Tenía gran aplomo y no dejaba de advertir al desorientado cuerpo diplomático la rebelión que se iba a desencadenar en los días siguientes. "Veo bóxers por todos partes clamando venganza contra los extranjeros que intentan destruir sus creencias religiosas e imponer su política...", escribía. Al gentleman apoltronado en el Club Boodle, de la calle St. James, se le erizaban los pelos del bigote leyendo cosas por el estilo.

La mecha de la rebelión bóxer se prendió en noviembre de 1899 en una pequeña aldea de la provincia de Shandong donde unos misioneros reclamaron un templo local que según ellos había sido confiscado a la Iglesia Católica por el emperador Kangxi algo más de dos siglos antes. Los lugareños se opusieron mientras que las autoridades locales mediaron a favor de los religiosos extranjeros que finalmente se apropiaron del edificio. En respuesta a ello los campesinos, sublevados, bajo el mando de los bóxers, atacaron la iglesia. La llama se propagó por toda China hasta alcanzar Pekín y con ella el descontento de la población por la injerencia económica y política de las potencias europeas. Entre los chinos se conoció como el levantamiento de "los puños rectos y armoniosos", el nombre de la sociedad secreta que les unía. Para los occidentales eran simplemente los bóxers, en inglés boxeadores, por sus rituales de artes marciales (boxeo y esgrima) que, según ellos mismos pensaban, les hacían invulnerables a las balas.

El "Chino" Morrison fue el primero en ver cómo la rebelión se empezaba a organizar en la mismísima capital del imperio celeste con el fin de liquidar a los extranjeros y erradicar su influencia maligna.

Era un tío listo, Morrison. Y práctico. Las enseñanzas que obtuvo de China supo también aplicarlas en beneficio propio en asuntos que tenían que ver con sus ingresos. Allí venía siendo costumbre contestar con humildad a las preguntas rebajando las expectativas del interlocutor para dejarlo a él en buen lugar. Si alguien elogiaba el aspecto de uno, éste debía decir que no era nada comparado con la magnífica presencia del que le ensalzaba con sus palabras.

El caso es que, tras su tempestuosa estancia en Pekín, el corresponsal viajó a Londres a despachar con sus jefes del "Times" entre los que se encontraba el director, que le invitó a cenar en compañía de otros. Durante la comida le preguntó: "Dígame Morrison ¿qué tal es el director del 'Diario de Pekín', se lleva bien con él?". "Muy simpático y muy curioso -respondió- Empezó preguntándome cuánto cobraba". "¿Y usted qué le dijo?", preguntó a su vez el director del "Times", "¿Qué podía contestarle?
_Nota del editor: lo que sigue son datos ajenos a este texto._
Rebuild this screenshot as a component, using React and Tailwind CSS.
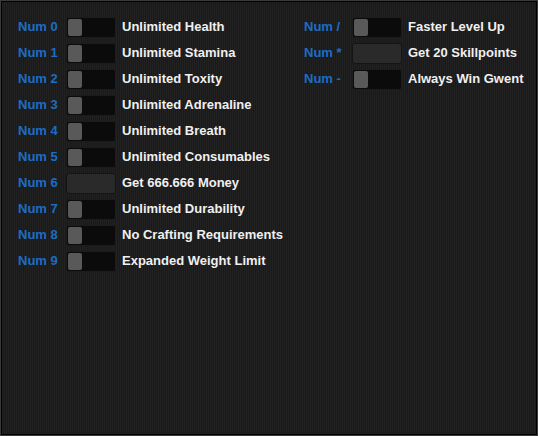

Pues, nada, que una insignificancia comparada con su augusta presencia". El jefe de Londres no estaba familiarizado con las normas de cortesía chinas, así que cuando se fueron los demás invitados volvió a dirigirse a Morrison: "Pero vamos a ver ¿cuánto cobra usted?". El periodista le dijo la cifra y el director se apresuró a responder: "La verdad no es gran cosa pero no tenía que dejarnos tan mal delante de los chinos. Así todo, le aumentaré el sueldo". Ya digo, un tipo astuto.